»»

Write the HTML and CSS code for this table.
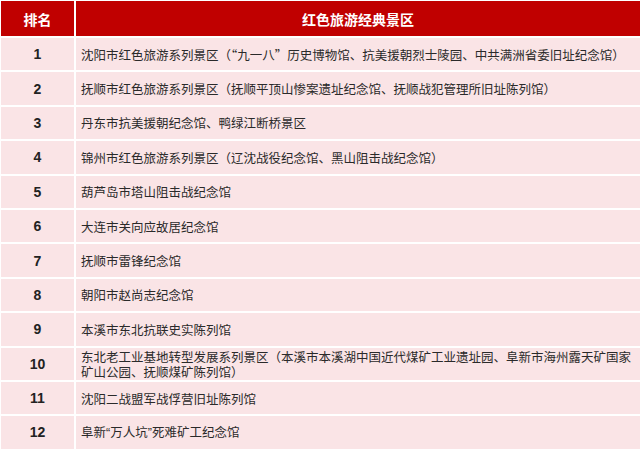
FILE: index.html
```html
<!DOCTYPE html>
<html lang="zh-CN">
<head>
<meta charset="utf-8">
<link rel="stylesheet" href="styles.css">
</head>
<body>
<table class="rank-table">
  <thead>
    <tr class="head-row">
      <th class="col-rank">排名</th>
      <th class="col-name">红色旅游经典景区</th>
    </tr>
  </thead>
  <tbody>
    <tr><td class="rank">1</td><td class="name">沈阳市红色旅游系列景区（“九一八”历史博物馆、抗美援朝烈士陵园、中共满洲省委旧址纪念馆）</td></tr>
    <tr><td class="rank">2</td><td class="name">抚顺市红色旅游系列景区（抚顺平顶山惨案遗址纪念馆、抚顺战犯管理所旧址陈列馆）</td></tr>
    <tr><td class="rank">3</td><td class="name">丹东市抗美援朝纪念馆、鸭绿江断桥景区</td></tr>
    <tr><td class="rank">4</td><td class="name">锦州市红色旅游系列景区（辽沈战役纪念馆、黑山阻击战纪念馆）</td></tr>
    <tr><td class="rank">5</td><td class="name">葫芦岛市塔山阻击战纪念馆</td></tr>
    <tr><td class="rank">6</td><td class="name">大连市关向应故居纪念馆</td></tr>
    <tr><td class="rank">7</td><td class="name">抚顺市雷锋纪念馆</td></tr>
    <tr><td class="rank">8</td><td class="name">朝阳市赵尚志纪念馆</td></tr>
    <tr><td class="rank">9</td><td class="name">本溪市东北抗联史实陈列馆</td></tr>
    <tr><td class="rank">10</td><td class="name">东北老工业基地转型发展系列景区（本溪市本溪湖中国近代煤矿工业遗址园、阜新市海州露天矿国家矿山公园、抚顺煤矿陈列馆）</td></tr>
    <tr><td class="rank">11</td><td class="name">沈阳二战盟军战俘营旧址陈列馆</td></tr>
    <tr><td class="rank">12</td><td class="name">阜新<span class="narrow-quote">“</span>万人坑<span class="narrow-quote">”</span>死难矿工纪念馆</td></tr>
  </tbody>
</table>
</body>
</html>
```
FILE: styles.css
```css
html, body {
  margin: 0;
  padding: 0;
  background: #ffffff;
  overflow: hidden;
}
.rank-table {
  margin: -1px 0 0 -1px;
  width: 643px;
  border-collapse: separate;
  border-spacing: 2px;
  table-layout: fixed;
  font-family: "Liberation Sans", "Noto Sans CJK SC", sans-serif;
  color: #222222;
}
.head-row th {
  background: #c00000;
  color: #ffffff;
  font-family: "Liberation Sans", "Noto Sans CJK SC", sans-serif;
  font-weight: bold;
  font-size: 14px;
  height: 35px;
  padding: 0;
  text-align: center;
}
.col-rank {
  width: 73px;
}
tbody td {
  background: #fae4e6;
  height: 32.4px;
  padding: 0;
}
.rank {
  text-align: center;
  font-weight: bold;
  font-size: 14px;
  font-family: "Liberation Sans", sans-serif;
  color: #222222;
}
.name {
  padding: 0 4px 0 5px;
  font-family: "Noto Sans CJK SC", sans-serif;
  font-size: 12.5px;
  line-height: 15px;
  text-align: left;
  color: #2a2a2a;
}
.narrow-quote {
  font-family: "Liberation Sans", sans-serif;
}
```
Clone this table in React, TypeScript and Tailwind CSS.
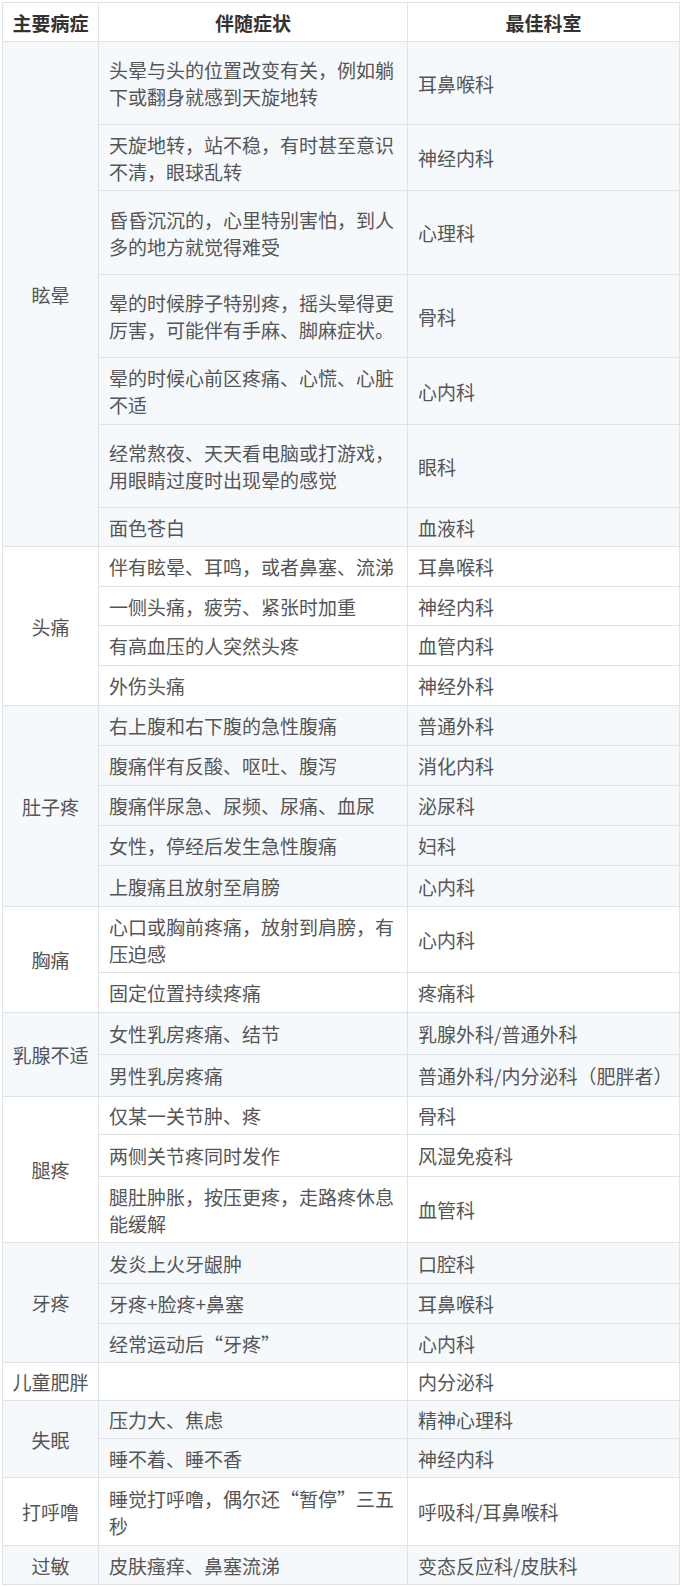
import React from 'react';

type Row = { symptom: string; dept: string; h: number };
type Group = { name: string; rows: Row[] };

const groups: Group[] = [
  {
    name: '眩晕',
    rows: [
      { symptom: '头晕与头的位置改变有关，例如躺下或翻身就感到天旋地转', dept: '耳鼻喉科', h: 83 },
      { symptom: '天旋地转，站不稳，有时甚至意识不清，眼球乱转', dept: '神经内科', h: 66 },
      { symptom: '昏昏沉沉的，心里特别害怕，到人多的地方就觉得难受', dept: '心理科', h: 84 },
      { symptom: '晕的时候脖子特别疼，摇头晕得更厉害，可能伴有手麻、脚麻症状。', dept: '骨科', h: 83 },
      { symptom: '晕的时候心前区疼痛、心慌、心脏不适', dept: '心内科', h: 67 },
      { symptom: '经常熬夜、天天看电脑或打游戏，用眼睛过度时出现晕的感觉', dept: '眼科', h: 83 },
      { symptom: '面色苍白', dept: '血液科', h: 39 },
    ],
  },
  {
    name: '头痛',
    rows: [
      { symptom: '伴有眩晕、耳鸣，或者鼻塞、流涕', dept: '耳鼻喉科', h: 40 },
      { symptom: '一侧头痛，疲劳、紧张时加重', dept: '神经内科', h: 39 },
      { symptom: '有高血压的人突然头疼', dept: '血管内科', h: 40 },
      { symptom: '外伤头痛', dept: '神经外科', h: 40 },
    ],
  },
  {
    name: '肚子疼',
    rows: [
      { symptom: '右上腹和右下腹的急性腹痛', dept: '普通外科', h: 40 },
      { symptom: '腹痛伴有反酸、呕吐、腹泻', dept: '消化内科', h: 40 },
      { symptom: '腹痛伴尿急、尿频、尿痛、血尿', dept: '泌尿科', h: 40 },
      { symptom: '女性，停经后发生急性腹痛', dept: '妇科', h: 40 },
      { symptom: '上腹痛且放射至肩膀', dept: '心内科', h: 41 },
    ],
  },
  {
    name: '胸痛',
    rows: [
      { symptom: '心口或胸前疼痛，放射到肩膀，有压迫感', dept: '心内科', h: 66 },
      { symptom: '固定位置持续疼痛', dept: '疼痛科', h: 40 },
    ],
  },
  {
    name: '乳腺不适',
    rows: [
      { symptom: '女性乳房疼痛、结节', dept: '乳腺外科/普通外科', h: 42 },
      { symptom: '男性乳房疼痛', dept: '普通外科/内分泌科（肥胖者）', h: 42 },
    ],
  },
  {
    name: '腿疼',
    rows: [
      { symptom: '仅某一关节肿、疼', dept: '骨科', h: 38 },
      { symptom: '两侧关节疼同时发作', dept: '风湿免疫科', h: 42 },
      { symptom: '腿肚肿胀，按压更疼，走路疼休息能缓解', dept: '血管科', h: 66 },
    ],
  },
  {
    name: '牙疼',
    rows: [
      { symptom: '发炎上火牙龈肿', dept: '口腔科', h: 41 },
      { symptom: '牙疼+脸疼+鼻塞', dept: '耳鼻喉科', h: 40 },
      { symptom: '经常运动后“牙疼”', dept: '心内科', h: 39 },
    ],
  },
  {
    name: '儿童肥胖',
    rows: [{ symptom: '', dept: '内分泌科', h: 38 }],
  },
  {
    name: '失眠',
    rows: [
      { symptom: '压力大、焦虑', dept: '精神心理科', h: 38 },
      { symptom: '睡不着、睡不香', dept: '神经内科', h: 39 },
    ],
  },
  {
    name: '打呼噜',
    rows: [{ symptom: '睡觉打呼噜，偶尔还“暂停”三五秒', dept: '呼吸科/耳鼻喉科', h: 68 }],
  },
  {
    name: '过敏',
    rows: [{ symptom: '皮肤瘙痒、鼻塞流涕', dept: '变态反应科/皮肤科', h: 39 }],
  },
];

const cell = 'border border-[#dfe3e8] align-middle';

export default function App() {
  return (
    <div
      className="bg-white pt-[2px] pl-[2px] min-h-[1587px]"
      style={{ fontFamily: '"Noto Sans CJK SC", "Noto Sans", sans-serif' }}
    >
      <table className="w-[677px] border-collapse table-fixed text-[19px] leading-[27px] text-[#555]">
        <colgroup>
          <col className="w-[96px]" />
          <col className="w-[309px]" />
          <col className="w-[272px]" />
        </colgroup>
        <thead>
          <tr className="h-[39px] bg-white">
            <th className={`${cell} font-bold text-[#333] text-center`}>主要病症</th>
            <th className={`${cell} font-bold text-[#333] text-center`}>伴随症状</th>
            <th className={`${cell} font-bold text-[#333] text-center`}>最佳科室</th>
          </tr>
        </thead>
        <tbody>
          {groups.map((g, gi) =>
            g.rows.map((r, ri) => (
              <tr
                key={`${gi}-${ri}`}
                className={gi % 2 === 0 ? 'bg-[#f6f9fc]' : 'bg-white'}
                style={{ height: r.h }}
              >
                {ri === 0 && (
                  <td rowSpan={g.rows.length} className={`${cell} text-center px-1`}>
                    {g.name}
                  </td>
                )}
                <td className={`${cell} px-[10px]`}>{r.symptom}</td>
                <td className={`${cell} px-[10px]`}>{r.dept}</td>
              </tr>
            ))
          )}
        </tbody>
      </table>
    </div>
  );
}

««

STATED EXERCISE » List all lines above in which the string "table" appears.

THE OUTPUT »
Write the HTML and CSS code for this table.
<table class="rank-table">
</table>
.rank-table {
  table-layout: fixed;
Clone this table in React, TypeScript and Tailwind CSS.
      <table className="w-[677px] border-collapse table-fixed text-[19px] leading-[27px] text-[#555]">
      </table>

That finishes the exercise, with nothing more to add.